▶ _The exercise_
Each line below either holds the string "styles" or doesn't. Count those that do and give only the number.
-- Start --
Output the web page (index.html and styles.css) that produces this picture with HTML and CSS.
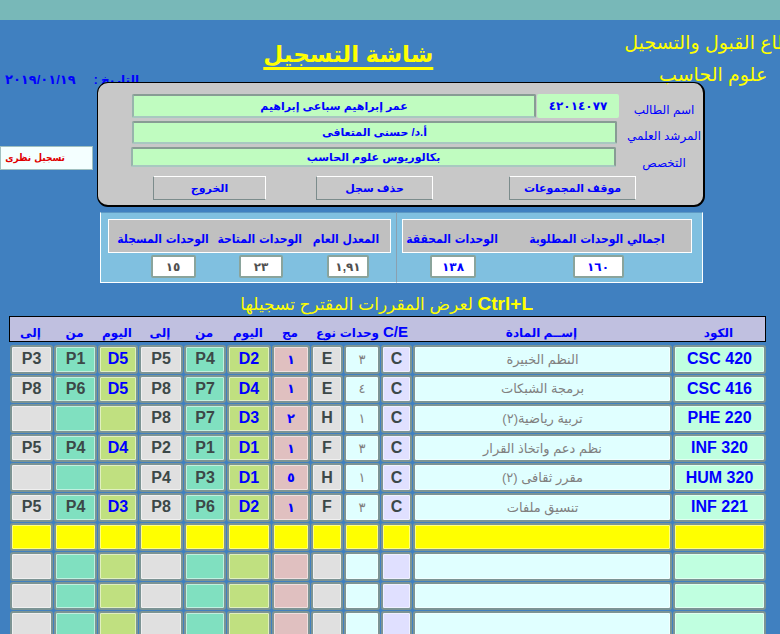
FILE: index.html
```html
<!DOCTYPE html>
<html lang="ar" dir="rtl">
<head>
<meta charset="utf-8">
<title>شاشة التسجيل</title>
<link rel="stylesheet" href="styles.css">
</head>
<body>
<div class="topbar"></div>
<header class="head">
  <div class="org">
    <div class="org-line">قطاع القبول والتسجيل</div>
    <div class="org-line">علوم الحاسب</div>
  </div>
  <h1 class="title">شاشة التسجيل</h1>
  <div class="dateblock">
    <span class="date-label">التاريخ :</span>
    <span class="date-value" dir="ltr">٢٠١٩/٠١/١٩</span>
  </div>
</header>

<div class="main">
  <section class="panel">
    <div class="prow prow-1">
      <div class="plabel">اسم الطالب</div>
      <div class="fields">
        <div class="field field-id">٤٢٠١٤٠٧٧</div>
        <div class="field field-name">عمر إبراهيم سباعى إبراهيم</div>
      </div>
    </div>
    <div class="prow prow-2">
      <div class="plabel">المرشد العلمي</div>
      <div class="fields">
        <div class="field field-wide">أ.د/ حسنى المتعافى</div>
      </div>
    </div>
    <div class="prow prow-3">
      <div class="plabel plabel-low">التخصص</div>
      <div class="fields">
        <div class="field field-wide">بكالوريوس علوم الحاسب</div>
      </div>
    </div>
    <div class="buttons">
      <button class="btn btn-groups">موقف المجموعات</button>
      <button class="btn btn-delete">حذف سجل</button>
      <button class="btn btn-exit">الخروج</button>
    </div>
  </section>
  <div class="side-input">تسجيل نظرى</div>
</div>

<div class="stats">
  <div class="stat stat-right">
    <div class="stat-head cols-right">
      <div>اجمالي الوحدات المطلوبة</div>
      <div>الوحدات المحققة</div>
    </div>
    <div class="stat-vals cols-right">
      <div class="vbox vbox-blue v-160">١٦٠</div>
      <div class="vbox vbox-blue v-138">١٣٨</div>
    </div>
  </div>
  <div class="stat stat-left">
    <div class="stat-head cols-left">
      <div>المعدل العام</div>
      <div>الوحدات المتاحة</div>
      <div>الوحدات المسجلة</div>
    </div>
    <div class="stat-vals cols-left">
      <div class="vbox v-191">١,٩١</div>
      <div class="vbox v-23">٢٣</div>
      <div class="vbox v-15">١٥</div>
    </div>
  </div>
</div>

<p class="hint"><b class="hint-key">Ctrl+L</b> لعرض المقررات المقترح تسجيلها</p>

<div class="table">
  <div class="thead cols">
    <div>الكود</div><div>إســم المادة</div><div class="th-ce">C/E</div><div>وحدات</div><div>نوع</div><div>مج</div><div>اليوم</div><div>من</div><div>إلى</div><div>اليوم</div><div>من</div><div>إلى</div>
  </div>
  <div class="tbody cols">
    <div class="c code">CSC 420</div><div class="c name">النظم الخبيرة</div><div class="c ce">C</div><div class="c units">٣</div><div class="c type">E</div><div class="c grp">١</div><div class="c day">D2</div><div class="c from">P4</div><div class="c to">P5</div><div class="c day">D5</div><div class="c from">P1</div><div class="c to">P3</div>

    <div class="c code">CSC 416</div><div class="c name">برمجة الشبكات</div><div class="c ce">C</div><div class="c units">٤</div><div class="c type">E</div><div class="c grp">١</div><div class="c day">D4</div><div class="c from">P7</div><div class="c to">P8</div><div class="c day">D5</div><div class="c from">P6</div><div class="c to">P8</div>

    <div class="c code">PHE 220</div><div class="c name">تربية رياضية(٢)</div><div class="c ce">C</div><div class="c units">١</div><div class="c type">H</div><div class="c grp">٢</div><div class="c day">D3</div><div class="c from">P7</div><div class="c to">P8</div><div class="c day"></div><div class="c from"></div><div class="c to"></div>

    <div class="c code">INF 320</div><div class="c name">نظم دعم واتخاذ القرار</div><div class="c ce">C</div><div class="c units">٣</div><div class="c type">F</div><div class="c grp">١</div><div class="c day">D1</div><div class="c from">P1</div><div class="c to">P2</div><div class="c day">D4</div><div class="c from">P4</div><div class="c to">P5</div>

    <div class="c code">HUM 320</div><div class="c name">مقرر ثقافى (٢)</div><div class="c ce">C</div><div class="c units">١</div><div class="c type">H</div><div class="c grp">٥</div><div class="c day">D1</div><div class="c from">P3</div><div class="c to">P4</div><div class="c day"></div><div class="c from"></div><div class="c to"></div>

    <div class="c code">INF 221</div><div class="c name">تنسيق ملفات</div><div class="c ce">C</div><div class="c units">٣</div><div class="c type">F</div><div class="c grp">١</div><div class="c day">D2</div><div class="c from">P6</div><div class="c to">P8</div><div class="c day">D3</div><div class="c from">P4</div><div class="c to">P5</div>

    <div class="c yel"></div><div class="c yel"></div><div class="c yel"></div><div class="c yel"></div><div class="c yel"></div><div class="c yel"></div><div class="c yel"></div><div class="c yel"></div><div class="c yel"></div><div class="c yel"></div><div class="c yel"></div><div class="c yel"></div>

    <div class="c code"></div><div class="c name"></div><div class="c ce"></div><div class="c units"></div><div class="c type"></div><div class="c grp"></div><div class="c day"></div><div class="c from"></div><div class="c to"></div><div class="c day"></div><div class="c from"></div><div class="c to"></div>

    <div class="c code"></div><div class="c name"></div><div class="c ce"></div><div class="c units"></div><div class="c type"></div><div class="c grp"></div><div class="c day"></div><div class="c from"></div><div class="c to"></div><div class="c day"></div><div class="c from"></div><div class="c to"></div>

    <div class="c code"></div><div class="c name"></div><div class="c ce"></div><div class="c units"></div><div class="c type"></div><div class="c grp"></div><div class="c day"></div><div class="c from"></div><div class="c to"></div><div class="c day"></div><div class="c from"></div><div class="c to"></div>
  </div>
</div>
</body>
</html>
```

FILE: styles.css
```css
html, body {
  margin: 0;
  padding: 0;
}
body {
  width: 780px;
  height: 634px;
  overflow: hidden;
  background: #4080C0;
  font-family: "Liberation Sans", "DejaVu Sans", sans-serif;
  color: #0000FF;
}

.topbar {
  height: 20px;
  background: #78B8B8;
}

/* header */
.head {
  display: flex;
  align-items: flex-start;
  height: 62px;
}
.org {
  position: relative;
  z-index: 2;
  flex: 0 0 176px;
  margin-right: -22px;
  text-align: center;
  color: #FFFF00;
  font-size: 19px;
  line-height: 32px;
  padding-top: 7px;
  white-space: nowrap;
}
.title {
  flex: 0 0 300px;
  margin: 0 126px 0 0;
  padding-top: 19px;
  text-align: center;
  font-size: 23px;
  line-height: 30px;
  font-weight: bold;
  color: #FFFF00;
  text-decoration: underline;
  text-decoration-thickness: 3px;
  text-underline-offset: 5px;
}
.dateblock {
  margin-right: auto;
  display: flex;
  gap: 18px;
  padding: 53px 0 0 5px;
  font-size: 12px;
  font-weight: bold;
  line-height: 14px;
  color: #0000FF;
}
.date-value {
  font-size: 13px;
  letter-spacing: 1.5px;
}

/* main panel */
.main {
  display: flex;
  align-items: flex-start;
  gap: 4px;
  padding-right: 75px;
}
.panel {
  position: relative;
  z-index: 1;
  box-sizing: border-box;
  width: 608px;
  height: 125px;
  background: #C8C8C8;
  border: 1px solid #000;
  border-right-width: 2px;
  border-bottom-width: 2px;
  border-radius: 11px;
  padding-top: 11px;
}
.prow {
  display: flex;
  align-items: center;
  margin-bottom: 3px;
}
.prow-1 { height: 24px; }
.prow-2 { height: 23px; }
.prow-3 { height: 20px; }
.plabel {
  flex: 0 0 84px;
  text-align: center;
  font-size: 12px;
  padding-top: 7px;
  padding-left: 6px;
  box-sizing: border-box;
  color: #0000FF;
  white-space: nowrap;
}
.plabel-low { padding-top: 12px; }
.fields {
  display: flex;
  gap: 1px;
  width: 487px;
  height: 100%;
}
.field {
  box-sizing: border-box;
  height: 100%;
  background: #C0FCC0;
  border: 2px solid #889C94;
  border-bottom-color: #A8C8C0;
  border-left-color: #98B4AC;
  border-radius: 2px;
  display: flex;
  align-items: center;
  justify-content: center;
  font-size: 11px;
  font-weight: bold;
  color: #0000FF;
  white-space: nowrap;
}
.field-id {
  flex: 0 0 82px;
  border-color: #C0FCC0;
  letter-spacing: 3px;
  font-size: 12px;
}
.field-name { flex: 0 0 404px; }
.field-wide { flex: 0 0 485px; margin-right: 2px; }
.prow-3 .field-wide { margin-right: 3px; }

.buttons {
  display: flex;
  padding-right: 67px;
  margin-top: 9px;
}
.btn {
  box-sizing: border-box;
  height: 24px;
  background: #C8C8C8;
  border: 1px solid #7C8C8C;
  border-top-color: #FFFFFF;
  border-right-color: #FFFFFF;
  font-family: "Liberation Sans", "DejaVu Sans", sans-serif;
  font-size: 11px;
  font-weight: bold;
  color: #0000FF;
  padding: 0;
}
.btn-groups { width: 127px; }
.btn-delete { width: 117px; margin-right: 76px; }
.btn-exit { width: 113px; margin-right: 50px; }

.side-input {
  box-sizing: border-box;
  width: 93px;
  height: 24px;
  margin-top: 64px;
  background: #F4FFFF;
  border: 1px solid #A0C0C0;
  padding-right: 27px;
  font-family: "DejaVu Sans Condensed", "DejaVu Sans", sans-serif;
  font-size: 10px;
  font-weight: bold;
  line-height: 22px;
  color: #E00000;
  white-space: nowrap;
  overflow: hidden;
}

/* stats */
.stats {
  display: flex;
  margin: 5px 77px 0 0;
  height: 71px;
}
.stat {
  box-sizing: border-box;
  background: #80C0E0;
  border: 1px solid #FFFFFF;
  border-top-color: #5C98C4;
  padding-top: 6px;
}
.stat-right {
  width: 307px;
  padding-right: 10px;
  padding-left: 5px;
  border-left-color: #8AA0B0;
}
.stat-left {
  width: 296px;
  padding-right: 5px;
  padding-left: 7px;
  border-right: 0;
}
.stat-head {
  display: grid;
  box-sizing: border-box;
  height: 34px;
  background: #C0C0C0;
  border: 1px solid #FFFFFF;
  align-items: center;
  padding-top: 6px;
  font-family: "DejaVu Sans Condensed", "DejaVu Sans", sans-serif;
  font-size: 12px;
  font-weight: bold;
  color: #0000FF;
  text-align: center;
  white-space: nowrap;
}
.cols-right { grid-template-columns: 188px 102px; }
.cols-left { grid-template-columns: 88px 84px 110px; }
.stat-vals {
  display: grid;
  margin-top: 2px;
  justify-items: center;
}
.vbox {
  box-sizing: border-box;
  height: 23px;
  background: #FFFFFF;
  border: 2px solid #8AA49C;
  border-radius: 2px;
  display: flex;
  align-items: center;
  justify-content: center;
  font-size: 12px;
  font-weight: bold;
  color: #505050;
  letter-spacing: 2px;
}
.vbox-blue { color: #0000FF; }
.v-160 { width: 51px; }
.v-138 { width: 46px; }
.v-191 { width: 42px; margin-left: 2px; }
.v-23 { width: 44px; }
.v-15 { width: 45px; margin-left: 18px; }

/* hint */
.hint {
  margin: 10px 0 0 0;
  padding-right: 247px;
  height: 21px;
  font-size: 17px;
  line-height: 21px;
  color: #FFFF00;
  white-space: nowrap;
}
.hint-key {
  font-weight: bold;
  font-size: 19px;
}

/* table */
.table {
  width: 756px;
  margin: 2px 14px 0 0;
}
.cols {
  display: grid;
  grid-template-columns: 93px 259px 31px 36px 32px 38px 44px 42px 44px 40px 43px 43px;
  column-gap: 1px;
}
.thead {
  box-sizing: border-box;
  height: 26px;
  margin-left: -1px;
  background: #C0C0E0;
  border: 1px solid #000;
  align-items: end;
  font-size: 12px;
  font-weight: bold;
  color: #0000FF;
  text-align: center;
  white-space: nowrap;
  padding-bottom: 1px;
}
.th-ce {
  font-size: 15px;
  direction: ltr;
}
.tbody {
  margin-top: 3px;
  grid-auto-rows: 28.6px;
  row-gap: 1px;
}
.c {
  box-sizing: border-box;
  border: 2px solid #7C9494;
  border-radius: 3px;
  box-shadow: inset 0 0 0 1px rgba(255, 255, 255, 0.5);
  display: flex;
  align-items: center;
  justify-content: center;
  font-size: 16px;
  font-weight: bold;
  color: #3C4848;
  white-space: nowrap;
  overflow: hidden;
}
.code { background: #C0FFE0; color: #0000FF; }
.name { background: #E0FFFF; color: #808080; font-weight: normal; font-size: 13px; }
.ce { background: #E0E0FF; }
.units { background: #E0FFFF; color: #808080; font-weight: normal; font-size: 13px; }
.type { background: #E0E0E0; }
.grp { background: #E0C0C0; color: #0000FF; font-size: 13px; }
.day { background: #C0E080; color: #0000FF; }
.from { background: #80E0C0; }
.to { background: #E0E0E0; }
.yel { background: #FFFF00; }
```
-- End --
▶ _The result_
3